Some members of Charlotte’s regional transportation planning organization on Wednesday criticized how the N.C. Department of Transportation handled a contract to build toll lanes on Interstate 77, but they took no vote on the project.
The meeting of the Charlotte Regional Transportation Planning Organization was a chance for some elected officials to vent to the DOT.
But their concerns were too late. Earlier Wednesday, the DOT signed the final paperwork with the private developer, I-77 Mobility Partners, to build the project. Construction is scheduled to begin this summer.
Iredell commissioner Ken Robertson blasted the noncompete clause in the contract, which would hinder any plans to add new free lanes to I-77 for the life of the contract, which is 50 years.
“Almost every governmental body has passed a resolution that says, ‘Hold on, something isn’t right,’” Robertson said. “This is an agreement for 50 years. I don’t know anyone who does leases for 50 years, mortgages for 50 years.”
Nick Tennyson of the N.C. DOT said Wednesday that the noncompete clause doesn’t mean the state can’t add new lanes, but it might have to provide financial compensation if new free lanes are built.
Robertson criticized that response, saying that the state still has the ability to build new lanes is “like saying I have the freedom to be quarterback of the Panthers.”
The state said if it backed out of the contract it would have to pay at least $45 million in compensation to I-77 Mobility Partners, and possibly up to $100 million in damages.
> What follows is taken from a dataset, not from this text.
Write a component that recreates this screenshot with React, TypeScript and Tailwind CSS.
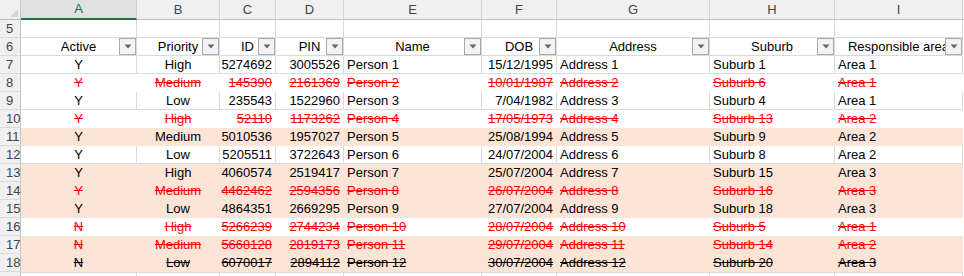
import React from 'react';

type Fill = 'none' | 'white' | 'peach';
type Tone = 'normal' | 'red' | 'strike';

const columns = [
  { letter: 'A', head: 'Active', w: 'w-[116px]', align: 'justify-center' },
  { letter: 'B', head: 'Priority', w: 'w-[83px]', align: 'justify-center' },
  { letter: 'C', head: 'ID', w: 'w-[56px]', align: 'justify-end' },
  { letter: 'D', head: 'PIN', w: 'w-[68px]', align: 'justify-end' },
  { letter: 'E', head: 'Name', w: 'w-[138px]', align: 'justify-start' },
  { letter: 'F', head: 'DOB', w: 'w-[75px]', align: 'justify-end' },
  { letter: 'G', head: 'Address', w: 'w-[153px]', align: 'justify-start' },
  { letter: 'H', head: 'Suburb', w: 'w-[125px]', align: 'justify-start' },
  { letter: 'I', head: 'Responsible area', w: 'w-[128px]', align: 'justify-start' },
];

const rows: { n: number; fill: Fill; tone: Tone; v: string[] }[] = [
  { n: 7, fill: 'none', tone: 'normal', v: ['Y', 'High', '5274692', '3005526', 'Person 1', '15/12/1995', 'Address 1', 'Suburb 1', 'Area 1'] },
  { n: 8, fill: 'white', tone: 'red', v: ['Y', 'Medium', '145390', '2161369', 'Person 2', '10/01/1987', 'Address 2', 'Suburb 6', 'Area 1'] },
  { n: 9, fill: 'none', tone: 'normal', v: ['Y', 'Low', '235543', '1522960', 'Person 3', '7/04/1982', 'Address 3', 'Suburb 4', 'Area 1'] },
  { n: 10, fill: 'white', tone: 'red', v: ['Y', 'High', '52110', '1173262', 'Person 4', '17/05/1973', 'Address 4', 'Suburb 13', 'Area 2'] },
  { n: 11, fill: 'peach', tone: 'normal', v: ['Y', 'Medium', '5010536', '1957027', 'Person 5', '25/08/1994', 'Address 5', 'Suburb 9', 'Area 2'] },
  { n: 12, fill: 'none', tone: 'normal', v: ['Y', 'Low', '5205511', '3722643', 'Person 6', '24/07/2004', 'Address 6', 'Suburb 8', 'Area 2'] },
  { n: 13, fill: 'peach', tone: 'normal', v: ['Y', 'High', '4060574', '2519417', 'Person 7', '25/07/2004', 'Address 7', 'Suburb 15', 'Area 3'] },
  { n: 14, fill: 'peach', tone: 'red', v: ['Y', 'Medium', '4462462', '2594356', 'Person 8', '26/07/2004', 'Address 8', 'Suburb 16', 'Area 3'] },
  { n: 15, fill: 'peach', tone: 'normal', v: ['Y', 'Low', '4864351', '2669295', 'Person 9', '27/07/2004', 'Address 9', 'Suburb 18', 'Area 3'] },
  { n: 16, fill: 'white', tone: 'red', v: ['N', 'High', '5266239', '2744234', 'Person 10', '28/07/2004', 'Address 10', 'Suburb 5', 'Area 1'] },
  { n: 17, fill: 'peach', tone: 'red', v: ['N', 'Medium', '5668128', '2819173', 'Person 11', '29/07/2004', 'Address 11', 'Suburb 14', 'Area 2'] },
  { n: 18, fill: 'peach', tone: 'strike', v: ['N', 'Low', '6070017', '2894112', 'Person 12', '30/07/2004', 'Address 12', 'Suburb 20', 'Area 3'] },
];

const fillClass: Record<Fill, string> = {
  none: 'bg-white border-[#dadada]',
  white: 'bg-white border-white',
  peach: 'bg-[#fce4d6] border-[#fce4d6]',
};

const toneClass: Record<Tone, string> = {
  normal: 'text-black',
  red: 'text-[#ff0000] line-through',
  strike: 'text-black line-through',
};

const RowHead = ({ n }: { n?: number }) => (
  <div className="w-[21px] h-[18px] shrink-0 flex items-center pl-[6px] bg-[#f0f0f0] border-r border-b border-r-[#c4c4c4] border-b-[#dadada] text-[13px] text-[#444]">
    {n}
  </div>
);

const FilterButton = () => (
  <div className="absolute right-0 top-0 w-[17px] h-[17px] flex items-center justify-center border border-[#a9a9a9] bg-[#f3f3f3]">
    <svg width="8" height="5" viewBox="0 0 8 5">
      <path d="M0.5 0.5 L7.5 0.5 L4 4.5 Z" fill="#666" />
    </svg>
  </div>
);

export default function App() {
  return (
    <div className="w-[964px] h-[276px] overflow-hidden bg-white" style={{ fontFamily: '"Liberation Sans", Arial, sans-serif' }}>
      {/* column letters */}
      <div className="flex h-[20px]">
        <div className="w-[21px] shrink-0 bg-[#f0f0f0] border-r border-b border-r-[#c4c4c4] border-b-[#bdbdbd] flex items-end justify-end pr-[2px] pb-[2px]">
          <svg width="8" height="8" viewBox="0 0 8 8">
            <path d="M8 0 L8 8 L0 8 Z" fill="#d5d5d5" />
          </svg>
        </div>
        {columns.map((c) =>
          c.letter === 'A' ? (
            <div key={c.letter} className={`${c.w} shrink-0 flex items-center justify-center bg-[#e1e1e1] border-r border-r-[#d0d0d0] border-b-2 border-b-[#217346] text-[13px] text-[#217346]`}>
              {c.letter}
            </div>
          ) : (
            <div key={c.letter} className={`${c.w} shrink-0 flex items-center justify-center bg-[#f0f0f0] border-r border-r-[#d4d4d4] border-b border-b-[#bdbdbd] text-[13px] text-[#444]`}>
              {c.letter}
            </div>
          )
        )}
        <div className="flex-1 bg-[#f0f0f0] border-b border-b-[#bdbdbd]" />
      </div>

      {/* row 5 */}
      <div className="flex">
        <RowHead n={5} />
        {columns.map((c) => (
          <div key={c.letter} className={`${c.w} h-[18px] shrink-0 border-r border-b border-[#dadada]`} />
        ))}
      </div>

      {/* row 6: table headers */}
      <div className="flex">
        <RowHead n={6} />
        {columns.map((c) => (
          <div key={c.letter} className={`${c.w} h-[18px] shrink-0 relative flex items-center justify-center border-r border-b border-[#dadada] text-[13px] text-black whitespace-nowrap overflow-hidden`}>
            {c.head}
            <FilterButton />
          </div>
        ))}
      </div>

      {/* data rows */}
      {rows.map((r) => (
        <div key={r.n} className="flex">
          <RowHead n={r.n} />
          {columns.map((c, i) => (
            <div
              key={c.letter}
              className={`${c.w} h-[18px] shrink-0 flex items-center px-[3px] border-r border-b ${fillClass[r.fill]} ${c.align} whitespace-nowrap overflow-hidden text-[13px]`}
            >
              <span className={toneClass[r.tone]}>{r.v[i]}</span>
            </div>
          ))}
        </div>
      ))}

      {/* top edge of row 19 */}
      <div className="flex">
        <RowHead />
        {columns.map((c) => (
          <div key={c.letter} className={`${c.w} h-[18px] shrink-0 border-r border-t border-[#dadada]`} />
        ))}
      </div>
    </div>
  );
}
The DOT also said the Charlotte area would lose $145 million in so-called “bonus allocation” funds that have been available to the region because of the toll project.
Brian Jenest, a Davidson commissioner, said he is worried about the project.
“I wish I felt better,” he said. “There just seems to be so many questions. We have so much at stake and this is the first (toll lane) project we are doing.”
The governing boards of Davidson, Huntersville, Cornelius, Mooresville and Mecklenburg and Iredell counties have recently passed resolutions either questioning the project or asking for a delay.
The city of Charlotte has chosen not to debate the issue or pass a resolution about the project.
Mecklenburg Commissioner Dumont Clarke said the planning organization should move forward with the project.
He said conservative politicians have asked for private businesses to take over some of the traditional roles of government with the belief that they can do a job faster and cheaper. He said the toll lane project is a perfect example of that idea put into place.